● **Task prompt**
Write out the opening lines of the data word for word, up to and including the line with "Bedroom in Agege</h2>", and leave every picture and every later line out.

-------- Provided records --------

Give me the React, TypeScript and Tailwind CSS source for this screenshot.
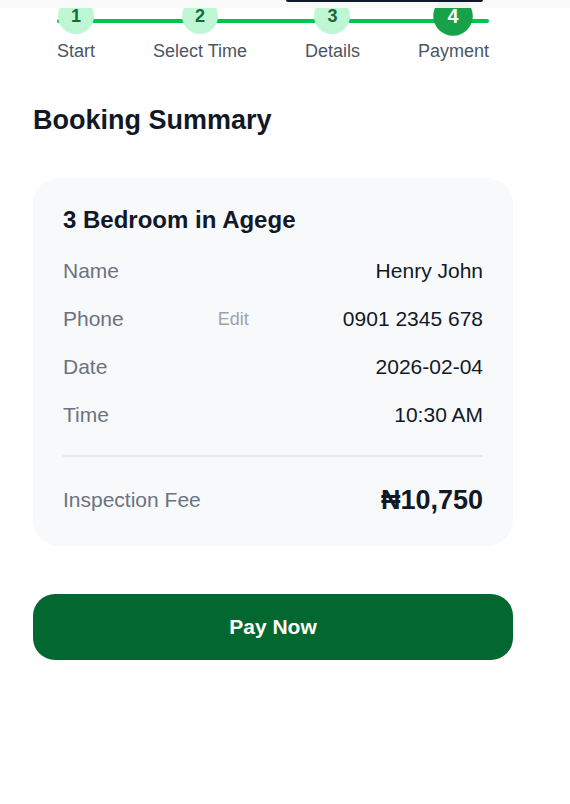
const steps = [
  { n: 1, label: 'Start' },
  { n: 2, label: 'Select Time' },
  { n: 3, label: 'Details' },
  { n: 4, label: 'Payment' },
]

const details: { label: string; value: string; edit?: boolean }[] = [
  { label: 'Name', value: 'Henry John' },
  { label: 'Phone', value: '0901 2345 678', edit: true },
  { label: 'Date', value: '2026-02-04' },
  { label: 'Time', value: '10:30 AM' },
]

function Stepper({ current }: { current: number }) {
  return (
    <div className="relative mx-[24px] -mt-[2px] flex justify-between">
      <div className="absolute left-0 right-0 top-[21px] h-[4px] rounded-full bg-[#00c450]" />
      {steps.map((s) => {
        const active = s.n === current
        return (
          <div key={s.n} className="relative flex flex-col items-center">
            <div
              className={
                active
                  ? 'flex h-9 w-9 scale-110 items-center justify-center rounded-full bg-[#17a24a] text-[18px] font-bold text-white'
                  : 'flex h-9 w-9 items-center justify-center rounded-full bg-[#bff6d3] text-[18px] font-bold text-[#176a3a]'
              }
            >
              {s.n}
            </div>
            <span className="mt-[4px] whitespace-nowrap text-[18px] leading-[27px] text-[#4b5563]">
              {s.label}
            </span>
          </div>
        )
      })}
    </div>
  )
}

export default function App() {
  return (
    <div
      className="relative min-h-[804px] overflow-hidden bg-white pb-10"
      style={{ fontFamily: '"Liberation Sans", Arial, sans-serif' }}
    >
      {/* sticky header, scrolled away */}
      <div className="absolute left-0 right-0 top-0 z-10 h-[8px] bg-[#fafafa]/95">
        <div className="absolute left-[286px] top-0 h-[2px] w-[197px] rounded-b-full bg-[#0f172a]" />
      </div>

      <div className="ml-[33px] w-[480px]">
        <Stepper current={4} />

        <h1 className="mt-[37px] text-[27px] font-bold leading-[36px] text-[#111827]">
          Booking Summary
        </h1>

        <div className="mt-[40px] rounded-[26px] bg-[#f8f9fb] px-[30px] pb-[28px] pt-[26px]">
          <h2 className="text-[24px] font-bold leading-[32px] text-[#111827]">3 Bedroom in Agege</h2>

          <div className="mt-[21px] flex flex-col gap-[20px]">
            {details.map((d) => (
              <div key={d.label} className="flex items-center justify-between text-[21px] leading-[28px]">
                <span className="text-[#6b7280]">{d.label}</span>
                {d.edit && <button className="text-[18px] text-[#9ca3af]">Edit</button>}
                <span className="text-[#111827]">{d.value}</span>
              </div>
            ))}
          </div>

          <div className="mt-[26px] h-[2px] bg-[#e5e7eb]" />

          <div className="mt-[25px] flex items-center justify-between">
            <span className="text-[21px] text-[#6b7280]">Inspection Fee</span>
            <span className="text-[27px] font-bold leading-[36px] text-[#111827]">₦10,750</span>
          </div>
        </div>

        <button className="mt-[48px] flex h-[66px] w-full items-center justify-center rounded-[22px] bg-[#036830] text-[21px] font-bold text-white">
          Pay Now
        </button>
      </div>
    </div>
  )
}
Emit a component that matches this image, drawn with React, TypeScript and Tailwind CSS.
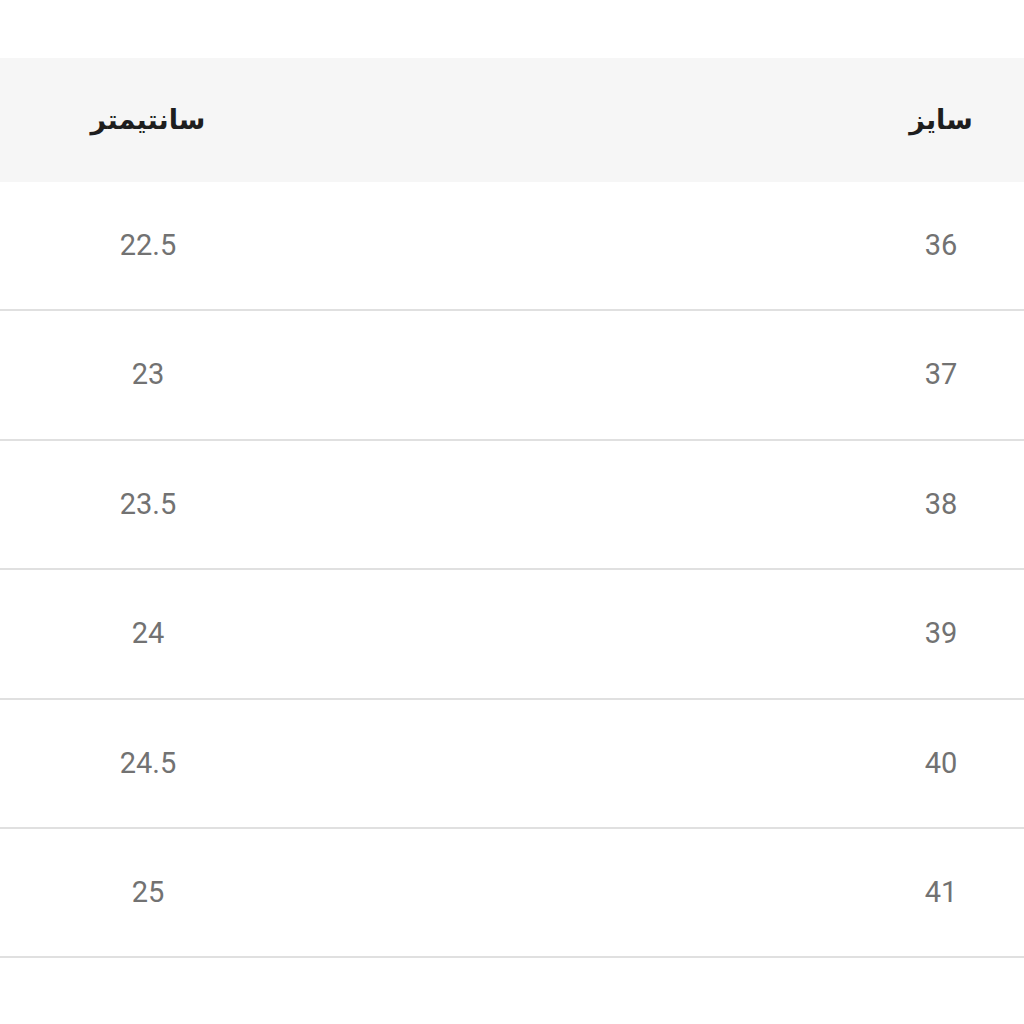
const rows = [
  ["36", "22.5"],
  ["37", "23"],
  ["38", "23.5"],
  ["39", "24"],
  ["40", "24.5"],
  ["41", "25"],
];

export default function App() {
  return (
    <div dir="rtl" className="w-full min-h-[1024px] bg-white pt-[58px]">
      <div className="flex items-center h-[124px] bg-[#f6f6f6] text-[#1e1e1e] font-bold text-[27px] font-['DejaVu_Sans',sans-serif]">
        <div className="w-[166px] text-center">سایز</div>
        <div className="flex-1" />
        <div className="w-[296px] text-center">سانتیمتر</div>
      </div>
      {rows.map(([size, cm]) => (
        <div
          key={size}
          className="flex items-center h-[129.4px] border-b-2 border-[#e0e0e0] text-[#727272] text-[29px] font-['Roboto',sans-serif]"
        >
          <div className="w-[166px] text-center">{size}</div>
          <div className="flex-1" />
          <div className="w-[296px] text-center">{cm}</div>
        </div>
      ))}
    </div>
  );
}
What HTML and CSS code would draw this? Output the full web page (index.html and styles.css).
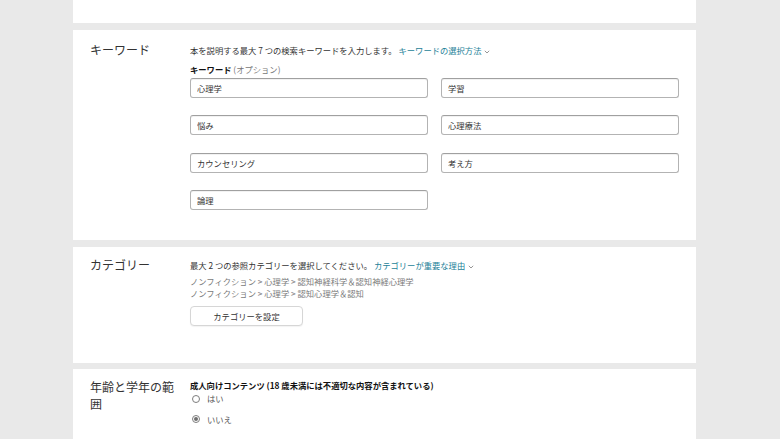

--------

● **Answer to the problem**
Give me the React, TypeScript and Tailwind CSS source for this screenshot.
const steps = [
  { n: 1, label: 'Start' },
  { n: 2, label: 'Select Time' },
  { n: 3, label: 'Details' },
  { n: 4, label: 'Payment' },
]

const details: { label: string; value: string; edit?: boolean }[] = [
  { label: 'Name', value: 'Henry John' },
  { label: 'Phone', value: '0901 2345 678', edit: true },
  { label: 'Date', value: '2026-02-04' },
  { label: 'Time', value: '10:30 AM' },
]

function Stepper({ current }: { current: number }) {
  return (
    <div className="relative mx-[24px] -mt-[2px] flex justify-between">
      <div className="absolute left-0 right-0 top-[21px] h-[4px] rounded-full bg-[#00c450]" />
      {steps.map((s) => {
        const active = s.n === current
        return (
          <div key={s.n} className="relative flex flex-col items-center">
            <div
              className={
                active
                  ? 'flex h-9 w-9 scale-110 items-center justify-center rounded-full bg-[#17a24a] text-[18px] font-bold text-white'
                  : 'flex h-9 w-9 items-center justify-center rounded-full bg-[#bff6d3] text-[18px] font-bold text-[#176a3a]'
              }
            >
              {s.n}
            </div>
            <span className="mt-[4px] whitespace-nowrap text-[18px] leading-[27px] text-[#4b5563]">
              {s.label}
            </span>
          </div>
        )
      })}
    </div>
  )
}

export default function App() {
  return (
    <div
      className="relative min-h-[804px] overflow-hidden bg-white pb-10"
      style={{ fontFamily: '"Liberation Sans", Arial, sans-serif' }}
    >
      {/* sticky header, scrolled away */}
      <div className="absolute left-0 right-0 top-0 z-10 h-[8px] bg-[#fafafa]/95">
        <div className="absolute left-[286px] top-0 h-[2px] w-[197px] rounded-b-full bg-[#0f172a]" />
      </div>

      <div className="ml-[33px] w-[480px]">
        <Stepper current={4} />

        <h1 className="mt-[37px] text-[27px] font-bold leading-[36px] text-[#111827]">
          Booking Summary
        </h1>

        <div className="mt-[40px] rounded-[26px] bg-[#f8f9fb] px-[30px] pb-[28px] pt-[26px]">
          <h2 className="text-[24px] font-bold leading-[32px] text-[#111827]">3 Bedroom in Agege</h2>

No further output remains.